* **Task description**
Quote each line of the material verbatim, without the pictures.

* **Data extract**
* Start *

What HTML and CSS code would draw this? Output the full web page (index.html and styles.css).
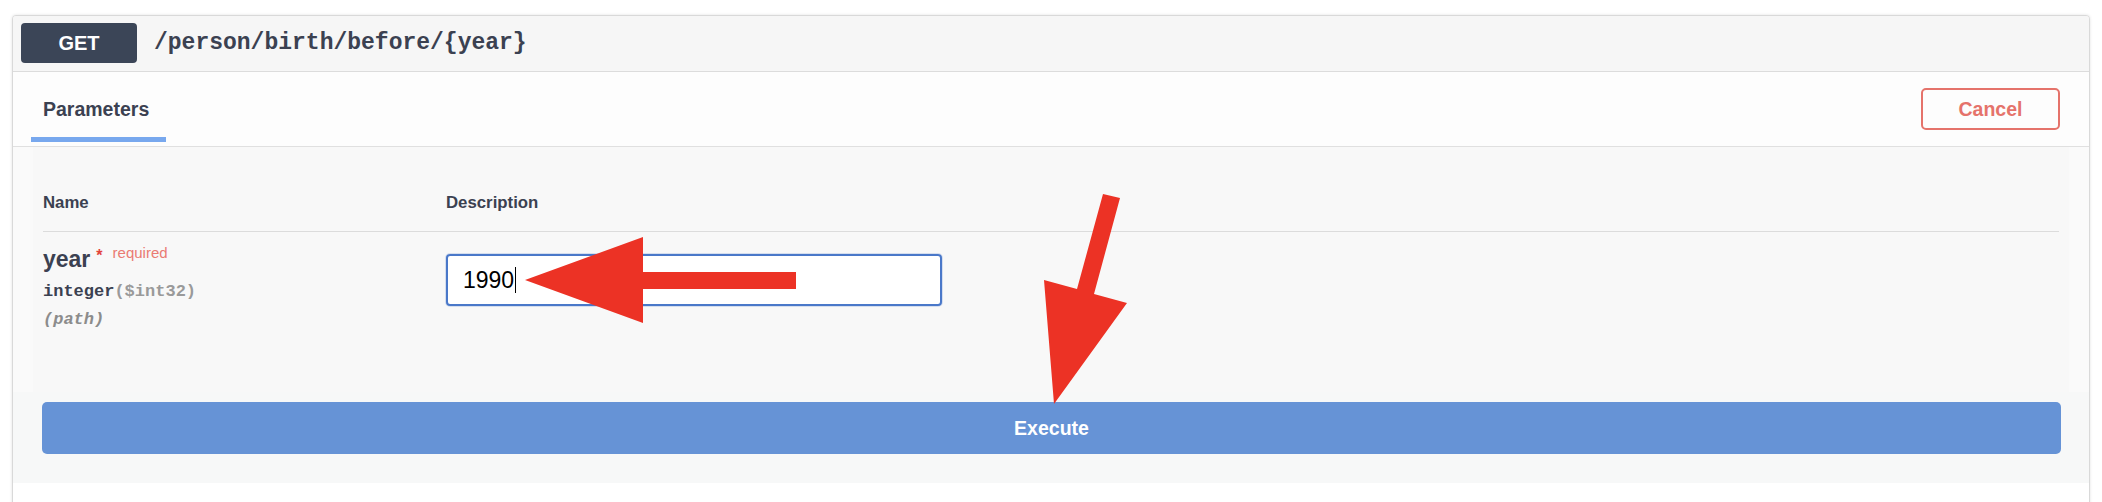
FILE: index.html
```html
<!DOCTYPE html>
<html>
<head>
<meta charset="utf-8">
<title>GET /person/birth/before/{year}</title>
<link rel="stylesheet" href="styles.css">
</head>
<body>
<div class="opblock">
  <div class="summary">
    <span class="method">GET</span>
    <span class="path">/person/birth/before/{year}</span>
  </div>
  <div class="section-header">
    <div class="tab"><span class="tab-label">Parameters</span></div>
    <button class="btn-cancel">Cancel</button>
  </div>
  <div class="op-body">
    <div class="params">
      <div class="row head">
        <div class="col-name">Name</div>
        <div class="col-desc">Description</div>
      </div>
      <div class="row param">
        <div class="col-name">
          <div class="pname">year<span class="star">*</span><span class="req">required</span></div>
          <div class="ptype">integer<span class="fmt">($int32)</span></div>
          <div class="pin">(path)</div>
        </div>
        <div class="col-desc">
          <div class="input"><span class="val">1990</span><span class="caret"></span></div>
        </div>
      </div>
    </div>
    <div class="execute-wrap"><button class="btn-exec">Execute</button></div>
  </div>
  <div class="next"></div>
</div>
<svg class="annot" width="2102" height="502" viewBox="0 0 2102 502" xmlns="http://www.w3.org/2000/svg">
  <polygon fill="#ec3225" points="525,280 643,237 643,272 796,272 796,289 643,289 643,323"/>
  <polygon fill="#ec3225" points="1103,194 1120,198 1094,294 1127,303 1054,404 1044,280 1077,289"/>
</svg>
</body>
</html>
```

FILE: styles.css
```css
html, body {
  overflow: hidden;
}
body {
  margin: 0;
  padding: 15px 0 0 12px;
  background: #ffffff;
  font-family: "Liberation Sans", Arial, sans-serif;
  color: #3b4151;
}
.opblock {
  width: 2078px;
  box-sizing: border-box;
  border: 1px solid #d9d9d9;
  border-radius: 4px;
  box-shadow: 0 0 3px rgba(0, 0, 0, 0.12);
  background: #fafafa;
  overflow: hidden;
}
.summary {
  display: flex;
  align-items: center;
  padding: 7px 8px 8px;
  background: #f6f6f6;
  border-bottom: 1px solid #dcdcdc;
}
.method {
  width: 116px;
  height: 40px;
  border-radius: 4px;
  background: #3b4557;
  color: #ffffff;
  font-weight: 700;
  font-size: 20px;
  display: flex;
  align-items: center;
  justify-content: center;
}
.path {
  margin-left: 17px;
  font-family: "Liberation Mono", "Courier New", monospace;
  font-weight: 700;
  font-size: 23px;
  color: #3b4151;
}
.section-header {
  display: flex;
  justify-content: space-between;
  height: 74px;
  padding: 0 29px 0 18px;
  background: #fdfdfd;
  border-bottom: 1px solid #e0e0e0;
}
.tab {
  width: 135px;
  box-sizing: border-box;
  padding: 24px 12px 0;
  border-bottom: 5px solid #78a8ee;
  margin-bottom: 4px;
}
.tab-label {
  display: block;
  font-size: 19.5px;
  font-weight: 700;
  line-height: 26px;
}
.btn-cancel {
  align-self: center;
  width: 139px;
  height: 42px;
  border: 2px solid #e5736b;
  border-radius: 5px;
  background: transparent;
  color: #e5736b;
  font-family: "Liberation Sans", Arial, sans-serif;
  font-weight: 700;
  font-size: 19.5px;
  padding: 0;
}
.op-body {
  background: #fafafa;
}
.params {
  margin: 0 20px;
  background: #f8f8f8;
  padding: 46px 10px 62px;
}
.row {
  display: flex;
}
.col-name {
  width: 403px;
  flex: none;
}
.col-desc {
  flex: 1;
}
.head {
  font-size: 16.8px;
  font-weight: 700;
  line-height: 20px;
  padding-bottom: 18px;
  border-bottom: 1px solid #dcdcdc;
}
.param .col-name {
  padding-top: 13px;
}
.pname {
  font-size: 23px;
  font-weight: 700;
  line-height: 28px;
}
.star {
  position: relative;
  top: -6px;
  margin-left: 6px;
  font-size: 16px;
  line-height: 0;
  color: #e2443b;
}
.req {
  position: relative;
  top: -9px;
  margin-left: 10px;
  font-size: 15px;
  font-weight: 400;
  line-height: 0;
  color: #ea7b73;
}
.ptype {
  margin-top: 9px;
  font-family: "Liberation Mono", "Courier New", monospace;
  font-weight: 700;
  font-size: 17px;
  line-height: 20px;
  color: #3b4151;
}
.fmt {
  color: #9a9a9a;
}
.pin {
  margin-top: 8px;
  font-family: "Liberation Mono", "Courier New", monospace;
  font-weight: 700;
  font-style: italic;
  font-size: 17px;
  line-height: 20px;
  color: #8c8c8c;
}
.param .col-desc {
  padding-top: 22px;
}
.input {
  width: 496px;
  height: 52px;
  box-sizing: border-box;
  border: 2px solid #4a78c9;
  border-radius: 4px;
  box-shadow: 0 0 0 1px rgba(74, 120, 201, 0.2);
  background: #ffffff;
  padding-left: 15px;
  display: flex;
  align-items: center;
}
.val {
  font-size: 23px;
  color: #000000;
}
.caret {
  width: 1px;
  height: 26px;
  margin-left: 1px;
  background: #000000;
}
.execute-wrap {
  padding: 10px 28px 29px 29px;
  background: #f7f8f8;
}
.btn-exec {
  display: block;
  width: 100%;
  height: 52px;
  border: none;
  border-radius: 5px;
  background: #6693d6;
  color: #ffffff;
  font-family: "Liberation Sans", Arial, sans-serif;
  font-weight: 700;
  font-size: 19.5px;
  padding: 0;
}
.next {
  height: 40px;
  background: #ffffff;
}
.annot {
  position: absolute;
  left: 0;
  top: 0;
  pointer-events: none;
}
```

* End *

* **Complete response**
What HTML and CSS code would draw this? Output the full web page (index.html and styles.css).
FILE: index.html
```html
<!DOCTYPE html>
<html>
<head>
<meta charset="utf-8">
<title>GET /person/birth/before/{year}</title>
<link rel="stylesheet" href="styles.css">
</head>
<body>
<div class="opblock">
  <div class="summary">
    <span class="method">GET</span>
    <span class="path">/person/birth/before/{year}</span>
  </div>
  <div class="section-header">
    <div class="tab"><span class="tab-label">Parameters</span></div>
    <button class="btn-cancel">Cancel</button>
  </div>
  <div class="op-body">
    <div class="params">
      <div class="row head">
        <div class="col-name">Name</div>
        <div class="col-desc">Description</div>
      </div>
      <div class="row param">
        <div class="col-name">
          <div class="pname">year<span class="star">*</span><span class="req">required</span></div>
          <div class="ptype">integer<span class="fmt">($int32)</span></div>
          <div class="pin">(path)</div>
        </div>
        <div class="col-desc">
          <div class="input"><span class="val">1990</span><span class="caret"></span></div>
        </div>
      </div>
    </div>
    <div class="execute-wrap"><button class="btn-exec">Execute</button></div>
  </div>
  <div class="next"></div>
</div>
<svg class="annot" width="2102" height="502" viewBox="0 0 2102 502" xmlns="http://www.w3.org/2000/svg">
  <polygon fill="#ec3225" points="525,280 643,237 643,272 796,272 796,289 643,289 643,323"/>
  <polygon fill="#ec3225" points="1103,194 1120,198 1094,294 1127,303 1054,404 1044,280 1077,289"/>
</svg>
</body>
</html>
```

FILE: styles.css
```css
html, body {
  overflow: hidden;
}
body {
  margin: 0;
  padding: 15px 0 0 12px;
  background: #ffffff;
  font-family: "Liberation Sans", Arial, sans-serif;
  color: #3b4151;
}
.opblock {
  width: 2078px;
  box-sizing: border-box;
  border: 1px solid #d9d9d9;
  border-radius: 4px;
  box-shadow: 0 0 3px rgba(0, 0, 0, 0.12);
  background: #fafafa;
  overflow: hidden;
}
.summary {
  display: flex;
  align-items: center;
  padding: 7px 8px 8px;
  background: #f6f6f6;
  border-bottom: 1px solid #dcdcdc;
}
.method {
  width: 116px;
  height: 40px;
  border-radius: 4px;
  background: #3b4557;
  color: #ffffff;
  font-weight: 700;
  font-size: 20px;
  display: flex;
  align-items: center;
  justify-content: center;
}
.path {
  margin-left: 17px;
  font-family: "Liberation Mono", "Courier New", monospace;
  font-weight: 700;
  font-size: 23px;
  color: #3b4151;
}
.section-header {
  display: flex;
  justify-content: space-between;
  height: 74px;
  padding: 0 29px 0 18px;
  background: #fdfdfd;
  border-bottom: 1px solid #e0e0e0;
}
.tab {
  width: 135px;
  box-sizing: border-box;
  padding: 24px 12px 0;
  border-bottom: 5px solid #78a8ee;
  margin-bottom: 4px;
}
.tab-label {
  display: block;
  font-size: 19.5px;
  font-weight: 700;
  line-height: 26px;
}
.btn-cancel {
  align-self: center;
  width: 139px;
  height: 42px;
  border: 2px solid #e5736b;
  border-radius: 5px;
  background: transparent;
  color: #e5736b;
  font-family: "Liberation Sans", Arial, sans-serif;
  font-weight: 700;
  font-size: 19.5px;
  padding: 0;
}
.op-body {
  background: #fafafa;
}
.params {
  margin: 0 20px;
  background: #f8f8f8;
  padding: 46px 10px 62px;
}
.row {
  display: flex;
}
.col-name {
  width: 403px;
  flex: none;
}
.col-desc {
  flex: 1;
}
.head {
  font-size: 16.8px;
  font-weight: 700;
  line-height: 20px;
  padding-bottom: 18px;
  border-bottom: 1px solid #dcdcdc;
}
.param .col-name {
  padding-top: 13px;
}
.pname {
  font-size: 23px;
  font-weight: 700;
  line-height: 28px;
}
.star {
  position: relative;
  top: -6px;
  margin-left: 6px;
  font-size: 16px;
  line-height: 0;
  color: #e2443b;
}
.req {
  position: relative;
  top: -9px;
  margin-left: 10px;
  font-size: 15px;
  font-weight: 400;
  line-height: 0;
  color: #ea7b73;
}
.ptype {
  margin-top: 9px;
  font-family: "Liberation Mono", "Courier New", monospace;
  font-weight: 700;
  font-size: 17px;
  line-height: 20px;
  color: #3b4151;
}
.fmt {
  color: #9a9a9a;
}
.pin {
  margin-top: 8px;
  font-family: "Liberation Mono", "Courier New", monospace;
  font-weight: 700;
  font-style: italic;
  font-size: 17px;
  line-height: 20px;
  color: #8c8c8c;
}
.param .col-desc {
  padding-top: 22px;
}
.input {
  width: 496px;
  height: 52px;
  box-sizing: border-box;
  border: 2px solid #4a78c9;
  border-radius: 4px;
  box-shadow: 0 0 0 1px rgba(74, 120, 201, 0.2);
  background: #ffffff;
  padding-left: 15px;
  display: flex;
  align-items: center;
}
.val {
  font-size: 23px;
  color: #000000;
}
.caret {
  width: 1px;
  height: 26px;
  margin-left: 1px;
  background: #000000;
}
.execute-wrap {
  padding: 10px 28px 29px 29px;
  background: #f7f8f8;
}
.btn-exec {
  display: block;
  width: 100%;
  height: 52px;
  border: none;
  border-radius: 5px;
  background: #6693d6;
  color: #ffffff;
  font-family: "Liberation Sans", Arial, sans-serif;
  font-weight: 700;
  font-size: 19.5px;
  padding: 0;
}
.next {
  height: 40px;
  background: #ffffff;
}
.annot {
  position: absolute;
  left: 0;
  top: 0;
  pointer-events: none;
}
```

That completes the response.